Dopo tre giorni di proteste l'Iraq conta i morti sul terreno. Almeno 44 persone hanno perso la vita nella capitale Baghdad e nelle città meridionali di Amara, Diwaniya, Hilla e Nassiriya, a causa dell'intervento dell'esercito. Il governo ha istituito il coprifuoco e limitato l’accesso a internet per impedire che i manifestanti si organizzassero tramite social media.
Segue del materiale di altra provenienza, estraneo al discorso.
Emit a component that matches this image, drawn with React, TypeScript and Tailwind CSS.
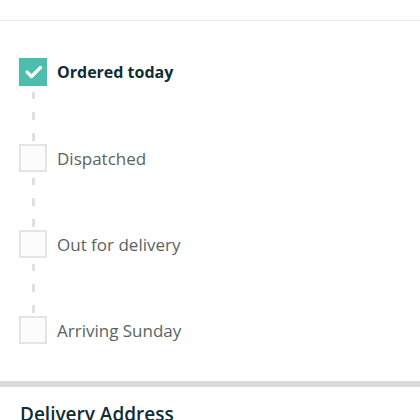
import React from 'react';

type Step = { label: string; done: boolean };

const steps: Step[] = [
    { label: 'Ordered today', done: true },
    { label: 'Dispatched', done: false },
    { label: 'Out for delivery', done: false },
    { label: 'Arriving Sunday', done: false },
];

const StepBox: React.FC<{ done: boolean }> = ({ done }) =>
    done ? (
        <div className="w-[28px] h-[28px] shrink-0 bg-[#4dbdad] flex items-center justify-center">
            <svg width="28" height="28" viewBox="0 0 28 28" fill="none">
                <polyline
                    points="8,14 12.5,18.5 21.5,9.5"
                    stroke="#ffffff"
                    strokeWidth="3.2"
                    strokeLinecap="round"
                    strokeLinejoin="round"
                />
            </svg>
        </div>
    ) : (
        <div className="w-[28px] h-[28px] shrink-0 border-2 border-[#e4e4e4] bg-[#fcfcfc]" />
    );

// Dashed connector between two steps
const Connector = () => (
    <div className="w-[28px] h-[58px] flex flex-col items-center gap-[13px] pt-[6px]">
        <div className="w-[3px] h-[7px] bg-[#e0e0e0]" />
        <div className="w-[3px] h-[8px] bg-[#e0e0e0]" />
        <div className="w-[3px] h-[8px] bg-[#e0e0e0]" />
    </div>
);

export default function App() {
    return (
        <div className="w-[420px] h-[420px] overflow-hidden bg-white font-['Open_Sans',sans-serif]">
            <div className="h-[20px] border-b border-[#ececec] box-content" />

            {/* Tracking steps */}
            <div className="pt-[37px] px-[19px] flex flex-col">
                {steps.map((step, i) => (
                    <React.Fragment key={step.label}>
                        {i > 0 && <Connector />}
                        <div className="flex items-center gap-[10px] h-[28px]">
                            <StepBox done={step.done} />
                            <span
                                className={
                                    step.done
                                        ? 'text-[16px] font-bold text-[#0f2d35] leading-none'
                                        : 'text-[17px] text-[#5a6363] leading-none'
                                }
                            >
                                {step.label}
                            </span>
                        </div>
                    </React.Fragment>
                ))}
            </div>

            <div className="mt-[37px] h-[6px] bg-[#d9dbdb]" />

            <div className="px-[20px] pt-[14px]">
                <h2 className="text-[19px] font-semibold text-[#0f2d35] leading-[26px]">Delivery Address</h2>
            </div>
        </div>
    );
}
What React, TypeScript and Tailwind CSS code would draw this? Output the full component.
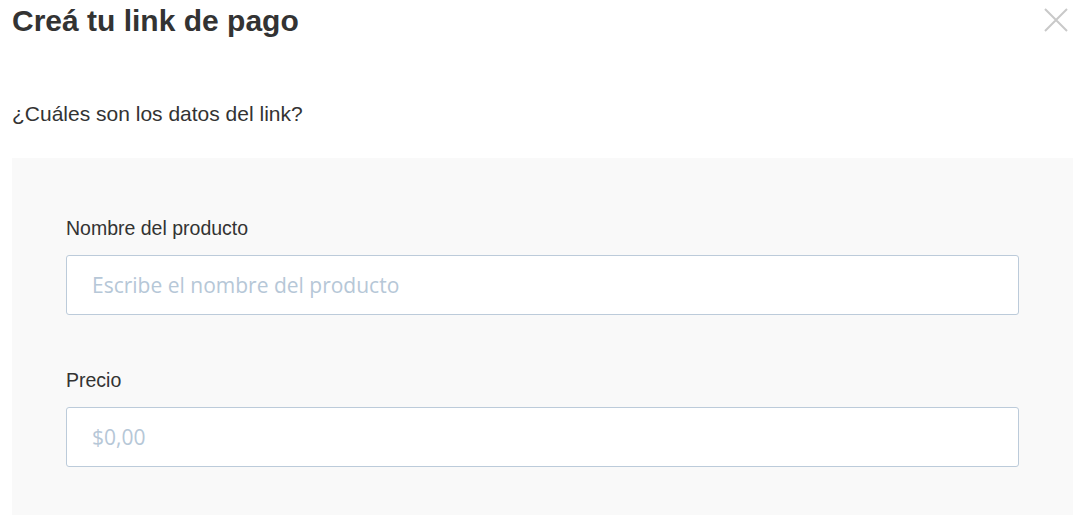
const Field = ({ label, placeholder }: { label: string; placeholder: string }) => (
  <div className="flex flex-col">
    <label className="text-[19.5px] leading-[24px] text-[#333]">{label}</label>
    <input
      className="mt-[15px] h-[60px] w-full rounded-[3px] border border-[#bccbda] bg-white px-[25px] font-['Open_Sans',sans-serif] text-[21px] text-[#333] outline-none placeholder:text-[#b6c7d7]"
      placeholder={placeholder}
    />
  </div>
);

export default function App() {
  return (
    <div className="h-[515px] w-[1080px] overflow-hidden bg-white font-['Liberation_Sans',Arial,sans-serif]">
      <div className="flex items-start justify-between pl-[12px] pr-[12px] pt-[3px]">
        <h1 className="text-[30px] font-bold leading-[36px] text-[#333]">Creá tu link de pago</h1>
        <button className="mt-[5px] text-[#c9c9c9]">
          <svg width="24" height="24" viewBox="0 0 24 24" fill="none" stroke="currentColor" strokeWidth="2">
            <path d="M1 1L23 23M23 1L1 23" />
          </svg>
        </button>
      </div>
      <p className="mt-[63px] pl-[12px] text-[21px] leading-[24px] text-[#333]">¿Cuáles son los datos del link?</p>
      <div className="ml-[12px] mr-[7px] mt-[32px] flex h-[400px] flex-col gap-[53px] bg-[#f9f9f9] pl-[54px] pr-[54px] pt-[58px]">
        <Field label="Nombre del producto" placeholder="Escribe el nombre del producto" />
        <Field label="Precio" placeholder="$0,00" />
      </div>
    </div>
  );
}
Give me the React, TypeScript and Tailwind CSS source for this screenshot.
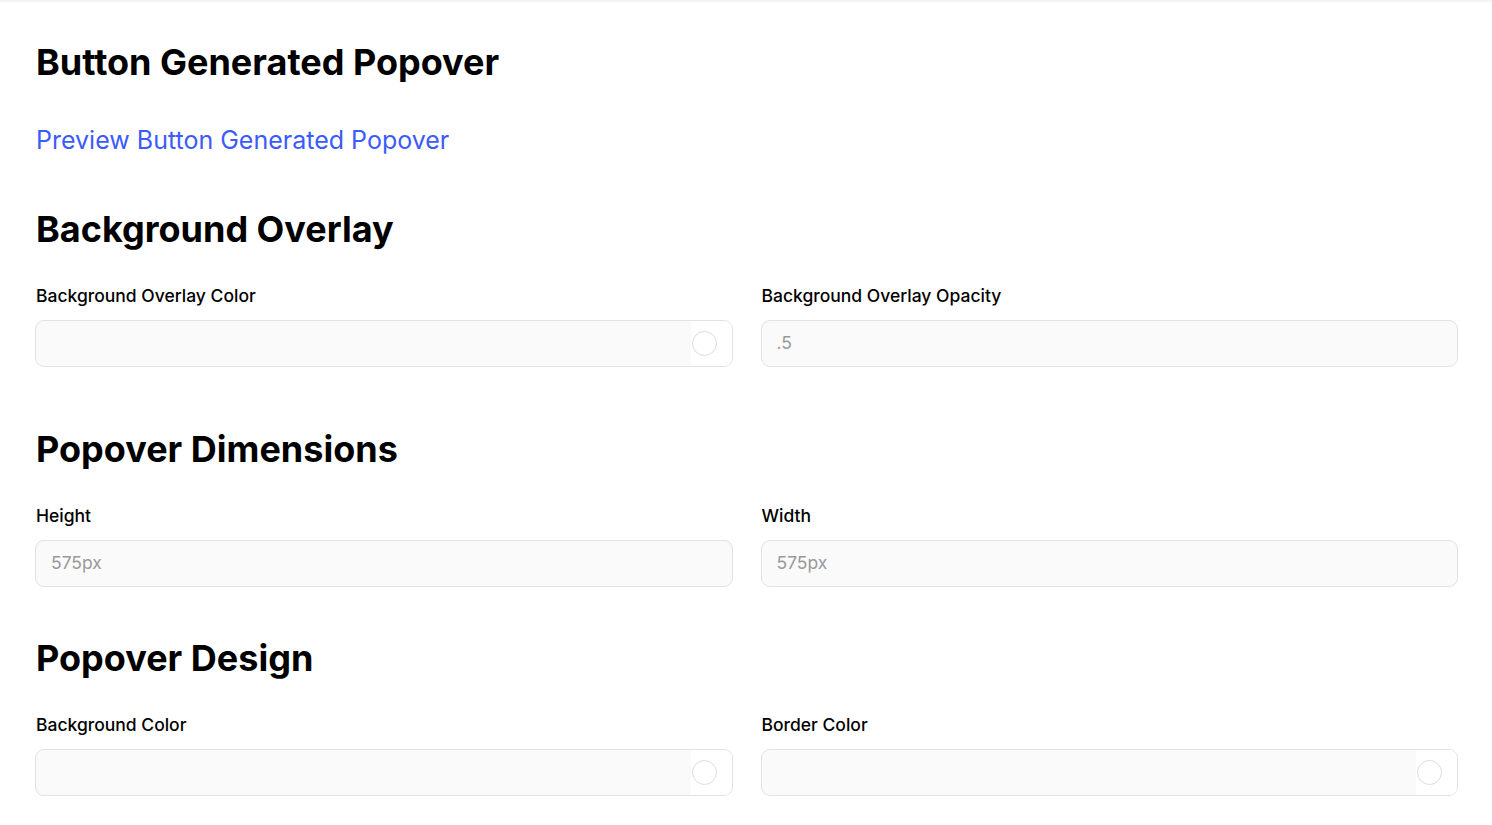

Anche a sud nelle zone sciite divampa la rivolta mentre rimangono tranquilli i distretti curdi e quelli a maggioranza sunnita. Ciò a provocato la reazione della maggiore autorità sciita irachena, il Grande Ayatollah Ali al- Sistani, che ha appoggiato i manifestanti e accusato le autorità, sia per la loro politica che per la repressione messa in atto. Ieri notte è intervenuto in tv anche il primo ministro Adel Abdul Mahdi che ha dichiarato di comprendere «le richieste legittime» della protesta ma di non avere «una soluzione magica».

Il malcontento popolare è diretto principalmente nei confronti della corruzione della quale è accusato il governo ma soprattutto è provocata dalle condizioni economiche di gran parte della popolazione.

La frustrazione coinvolge particolarmente i giovani fra i quali in tasso di disoccupazione è elevatissimo ( 15% contro l' 8% della media nazionale). In realtà l'Iraq possiede la quarta più grande riserva di petrolio nel mondo ma il 20% delle persone vive con meno di 1.90 al giorno. Secondo la Banca Mondiale 1 famiglia su 6 ha problemi a sfamarsi. Al momento le manifestazioni sembrano prive di un'organizzazione o guidate da da qualche forza politica.

Una caratteristica che emerge anche dalle cronache della Bbc in cui le proteste «sono un movimento di base, composto da una varietà di persone, uomini, donne, laureati, disoccupati e anziani che stanno trasmettendo tutte le lamentele che si sono accumulate negli ultimi anni».